A solid cube of wood of side $2a$ and mass $M$ is resting on a horizontal surface. The cube is constrained to rotate about an axis $AB$. A bullet of mass $m$ and speed $v$ is shot at the face opposite $ABCD$ at a height of $4a/3$. The bullet becomes embedded in the cube. Find the minimum value of $v$ required to tip the cube so that it falls on face $ABCD$. Assume $m \ll M$.

I wasn't sure how to do this problem, so I checked this website for hints: https://www.physicsforums.com/threads/conservation-of-angular-momentum-help-needed.53833/

Here's the method they suggested (I'm consolidating the solution into one place for simplicity):

First, we need to determine the minimum angular velocity for which the cube will fall on face $ABCD$. For that, it needs enough angular velocity to rotate an angle of 45 degrees, after which gravity will help it down.
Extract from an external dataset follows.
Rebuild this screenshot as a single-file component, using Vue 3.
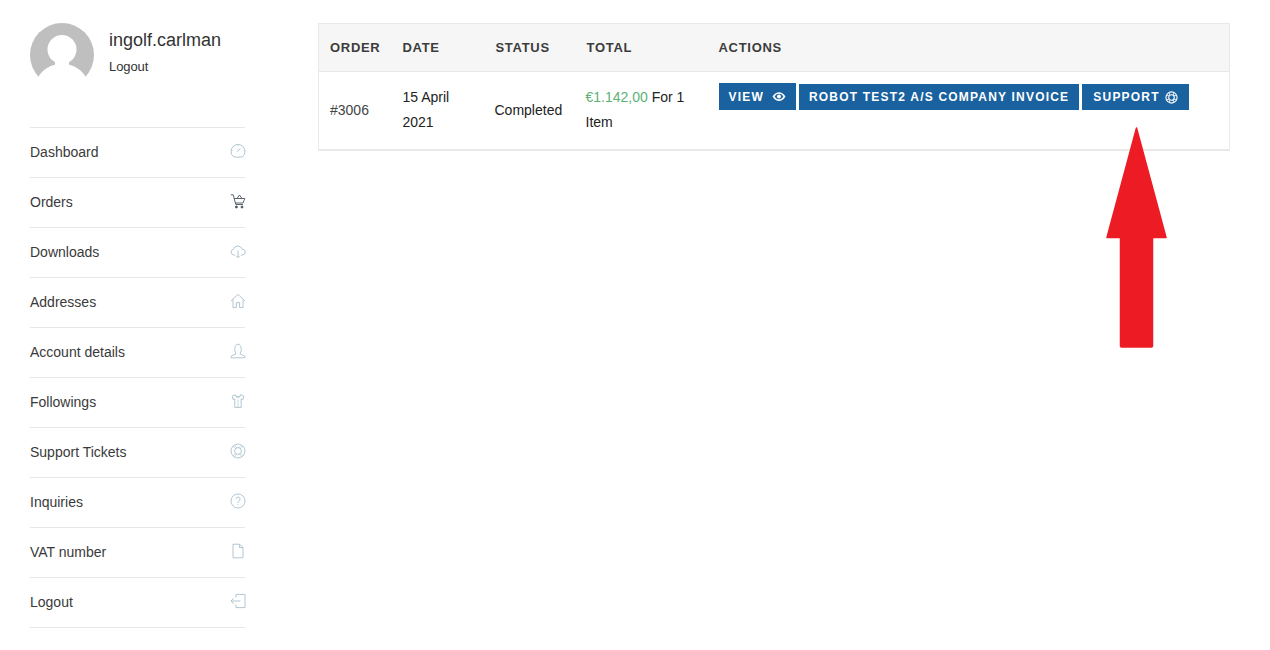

So, we get the equation (by applying Conservation of Mechanical Energy):

$$Mga\big( \sqrt{2} - 1\big) = \dfrac{1}{2}\left(\dfrac{8Ma^2}{3}\right)\omega_{\text{min}}^2$$

This implies that

$$\omega_{\text{min}} = \sqrt{\dfrac{3g\big( \sqrt{2} - 1\big)}{4a}}$$

Now, we apply Conservation of Angular Momentum to relate the minimum velocity to the minimum angular velocity:

$$mv_{\text{min}}\left(\dfrac{4a}{3}\right) = \left(\dfrac{8Ma^2}{3}\right)\omega_{\text{min}}$$

(we are justified in neglecting the MOI of the bullet because it is given that $m \ll M$.)

After rearranging, we get that $v_{\text{min}}$ is equal to

$$v_{\text{min}} = \left(\dfrac{M}{m}\right)\sqrt{3ga\big(\sqrt{2} - 1\big)}$$

This answer checks out with the one given in the back of the textbook, so I know that the answer (and therefore the method too, most likely) is correct.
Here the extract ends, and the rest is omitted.